_DIRECTION_
Write out the listing below without alteration, omitting its pictures.

┌─ SUPPLIED MATERIAL

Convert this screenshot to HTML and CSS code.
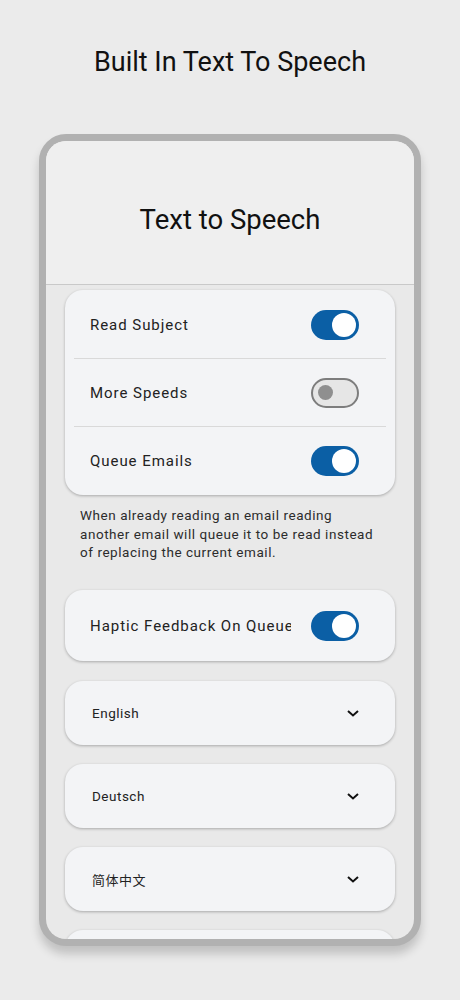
FILE: index.html
```html
<!DOCTYPE html>
<html>
<head>
<meta charset="utf-8">
<link rel="stylesheet" href="styles.css">
</head>
<body>
<h1 class="page-title">Built In Text To Speech</h1>
<div class="phone">
  <div class="screen">
    <header class="app-header">
      <h2 class="app-title">Text to Speech</h2>
    </header>
    <main class="content">
      <section class="card group">
        <div class="row">
          <span class="label">Read Subject</span>
          <span class="toggle on"><span class="thumb"></span></span>
        </div>
        <div class="divider"></div>
        <div class="row">
          <span class="label">More Speeds</span>
          <span class="toggle off"><span class="thumb"></span></span>
        </div>
        <div class="divider"></div>
        <div class="row">
          <span class="label">Queue Emails</span>
          <span class="toggle on"><span class="thumb"></span></span>
        </div>
      </section>
      <p class="note">When already reading an email reading another email will queue it to be read instead of replacing the current email.</p>
      <section class="card single">
        <div class="row tall">
          <span class="label clip">Haptic Feedback On Queue</span>
          <span class="toggle on"><span class="thumb"></span></span>
        </div>
      </section>
      <section class="card select">
        <span class="sel-label">English</span>
        <svg class="chev" viewBox="0 0 12 7" width="12" height="7"><polyline points="1,1 6,5.5 11,1" fill="none" stroke="#111" stroke-width="2"/></svg>
      </section>
      <section class="card select">
        <span class="sel-label">Deutsch</span>
        <svg class="chev" viewBox="0 0 12 7" width="12" height="7"><polyline points="1,1 6,5.5 11,1" fill="none" stroke="#111" stroke-width="2"/></svg>
      </section>
      <section class="card select">
        <span class="sel-label cjk">简体中文</span>
        <svg class="chev" viewBox="0 0 12 7" width="12" height="7"><polyline points="1,1 6,5.5 11,1" fill="none" stroke="#111" stroke-width="2"/></svg>
      </section>
      <section class="card select"></section>
    </main>
  </div>
</div>
</body>
</html>
```
FILE: styles.css
```css
* { box-sizing: border-box; }
html, body {
  margin: 0;
  padding: 0;
}
body {
  width: 460px;
  height: 1000px;
  overflow: hidden;
  background: #ebebeb;
  font-family: Roboto, "Noto Sans", "Noto Sans CJK SC", sans-serif;
  color: #1a1a1a;
}
.page-title {
  margin: 0;
  padding-top: 44px;
  height: 134px;
  text-align: center;
  font-size: 27px;
  line-height: 36px;
  font-weight: 400;
  color: #111;
}
.phone {
  margin-left: 39px;
  width: 382px;
  height: 812px;
  border: 7px solid #b1b1b1;
  border-radius: 27px;
  background: #b1b1b1;
  box-shadow: 0 8px 10px rgba(0,0,0,0.18);
}
.screen {
  height: 100%;
  border-radius: 20px;
  overflow: hidden;
  background: #e9e9e9;
}
.app-header {
  height: 144px;
  background: #efefef;
  border-bottom: 1px solid #c9c9c9;
  display: flex;
  justify-content: center;
  padding-top: 60px;
}
.app-title {
  margin: 0;
  font-size: 27.5px;
  line-height: 38px;
  font-weight: 400;
  color: #111;
}
.content {
  padding: 5px 19px 0;
}
.card {
  background: #f3f4f6;
  border-radius: 18px;
  box-shadow: 0 1px 3px rgba(0,0,0,0.28);
}
.group {
  padding: 1px 9px;
}
.row {
  height: 67px;
  display: flex;
  align-items: center;
  padding: 0 27px 0 16px;
  gap: 20px;
}
.divider {
  height: 1px;
  background: #d9d9d9;
}
.label {
  flex: 1;
  font-size: 15px;
  letter-spacing: 0.95px;
  color: #222;
  white-space: nowrap;
}
.clip { overflow: hidden; }
.toggle {
  flex: none;
  width: 48px;
  height: 30px;
  border-radius: 15px;
  display: flex;
  align-items: center;
}
.toggle.on {
  background: #0b5fa5;
  justify-content: flex-end;
  padding-right: 3px;
}
.toggle.on .thumb {
  width: 24px;
  height: 24px;
  border-radius: 50%;
  background: #fff;
}
.toggle.off {
  background: #e6e6e6;
  border: 2px solid #7d7d7d;
  padding-left: 5px;
}
.toggle.off .thumb {
  width: 15px;
  height: 15px;
  border-radius: 50%;
  background: #8f8f8f;
}
.note {
  margin: 0;
  padding: 11px 0 0 15px;
  width: 312px;
  height: 95px;
  font-size: 13.5px;
  line-height: 18.5px;
  letter-spacing: 0.55px;
  color: #2c2c2c;
}
.single {
  height: 71px;
  padding: 0 9px;
  margin-bottom: 20px;
}
.single .row { height: 71px; }
.select {
  height: 64px;
  display: flex;
  align-items: center;
  justify-content: space-between;
  padding: 0 36px 0 27px;
  margin-bottom: 19px;
}
.sel-label {
  font-size: 13.5px;
  letter-spacing: 0.5px;
  color: #222;
}
.cjk { font-family: "Noto Sans CJK SC", sans-serif; font-size: 13px; }
.chev { display: block; }
```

└─

_SOLUTION TO THIS EXERCISE_
Convert this screenshot to HTML and CSS code.
FILE: index.html
```html
<!DOCTYPE html>
<html>
<head>
<meta charset="utf-8">
<link rel="stylesheet" href="styles.css">
</head>
<body>
<h1 class="page-title">Built In Text To Speech</h1>
<div class="phone">
  <div class="screen">
    <header class="app-header">
      <h2 class="app-title">Text to Speech</h2>
    </header>
    <main class="content">
      <section class="card group">
        <div class="row">
          <span class="label">Read Subject</span>
          <span class="toggle on"><span class="thumb"></span></span>
        </div>
        <div class="divider"></div>
        <div class="row">
          <span class="label">More Speeds</span>
          <span class="toggle off"><span class="thumb"></span></span>
        </div>
        <div class="divider"></div>
        <div class="row">
          <span class="label">Queue Emails</span>
          <span class="toggle on"><span class="thumb"></span></span>
        </div>
      </section>
      <p class="note">When already reading an email reading another email will queue it to be read instead of replacing the current email.</p>
      <section class="card single">
        <div class="row tall">
          <span class="label clip">Haptic Feedback On Queue</span>
          <span class="toggle on"><span class="thumb"></span></span>
        </div>
      </section>
      <section class="card select">
        <span class="sel-label">English</span>
        <svg class="chev" viewBox="0 0 12 7" width="12" height="7"><polyline points="1,1 6,5.5 11,1" fill="none" stroke="#111" stroke-width="2"/></svg>
      </section>
      <section class="card select">
        <span class="sel-label">Deutsch</span>
        <svg class="chev" viewBox="0 0 12 7" width="12" height="7"><polyline points="1,1 6,5.5 11,1" fill="none" stroke="#111" stroke-width="2"/></svg>
      </section>
      <section class="card select">
        <span class="sel-label cjk">简体中文</span>
        <svg class="chev" viewBox="0 0 12 7" width="12" height="7"><polyline points="1,1 6,5.5 11,1" fill="none" stroke="#111" stroke-width="2"/></svg>
      </section>
      <section class="card select"></section>
    </main>
  </div>
</div>
</body>
</html>
```
FILE: styles.css
```css
* { box-sizing: border-box; }
html, body {
  margin: 0;
  padding: 0;
}
body {
  width: 460px;
  height: 1000px;
  overflow: hidden;
  background: #ebebeb;
  font-family: Roboto, "Noto Sans", "Noto Sans CJK SC", sans-serif;
  color: #1a1a1a;
}
.page-title {
  margin: 0;
  padding-top: 44px;
  height: 134px;
  text-align: center;
  font-size: 27px;
  line-height: 36px;
  font-weight: 400;
  color: #111;
}
.phone {
  margin-left: 39px;
  width: 382px;
  height: 812px;
  border: 7px solid #b1b1b1;
  border-radius: 27px;
  background: #b1b1b1;
  box-shadow: 0 8px 10px rgba(0,0,0,0.18);
}
.screen {
  height: 100%;
  border-radius: 20px;
  overflow: hidden;
  background: #e9e9e9;
}
.app-header {
  height: 144px;
  background: #efefef;
  border-bottom: 1px solid #c9c9c9;
  display: flex;
  justify-content: center;
  padding-top: 60px;
}
.app-title {
  margin: 0;
  font-size: 27.5px;
  line-height: 38px;
  font-weight: 400;
  color: #111;
}
.content {
  padding: 5px 19px 0;
}
.card {
  background: #f3f4f6;
  border-radius: 18px;
  box-shadow: 0 1px 3px rgba(0,0,0,0.28);
}
.group {
  padding: 1px 9px;
}
.row {
  height: 67px;
  display: flex;
  align-items: center;
  padding: 0 27px 0 16px;
  gap: 20px;
}
.divider {
  height: 1px;
  background: #d9d9d9;
}
.label {
  flex: 1;
  font-size: 15px;
  letter-spacing: 0.95px;
  color: #222;
  white-space: nowrap;
}
.clip { overflow: hidden; }
.toggle {
  flex: none;
  width: 48px;
  height: 30px;
  border-radius: 15px;
  display: flex;
  align-items: center;
}
.toggle.on {
  background: #0b5fa5;
  justify-content: flex-end;
  padding-right: 3px;
}
.toggle.on .thumb {
  width: 24px;
  height: 24px;
  border-radius: 50%;
  background: #fff;
}
.toggle.off {
  background: #e6e6e6;
  border: 2px solid #7d7d7d;
  padding-left: 5px;
}
.toggle.off .thumb {
  width: 15px;
  height: 15px;
  border-radius: 50%;
  background: #8f8f8f;
}
.note {
  margin: 0;
  padding: 11px 0 0 15px;
  width: 312px;
  height: 95px;
  font-size: 13.5px;
  line-height: 18.5px;
  letter-spacing: 0.55px;
  color: #2c2c2c;
}
.single {
  height: 71px;
  padding: 0 9px;
  margin-bottom: 20px;
}
.single .row { height: 71px; }
.select {
  height: 64px;
  display: flex;
  align-items: center;
  justify-content: space-between;
  padding: 0 36px 0 27px;
  margin-bottom: 19px;
}
.sel-label {
  font-size: 13.5px;
  letter-spacing: 0.5px;
  color: #222;
}
.cjk { font-family: "Noto Sans CJK SC", sans-serif; font-size: 13px; }
.chev { display: block; }
```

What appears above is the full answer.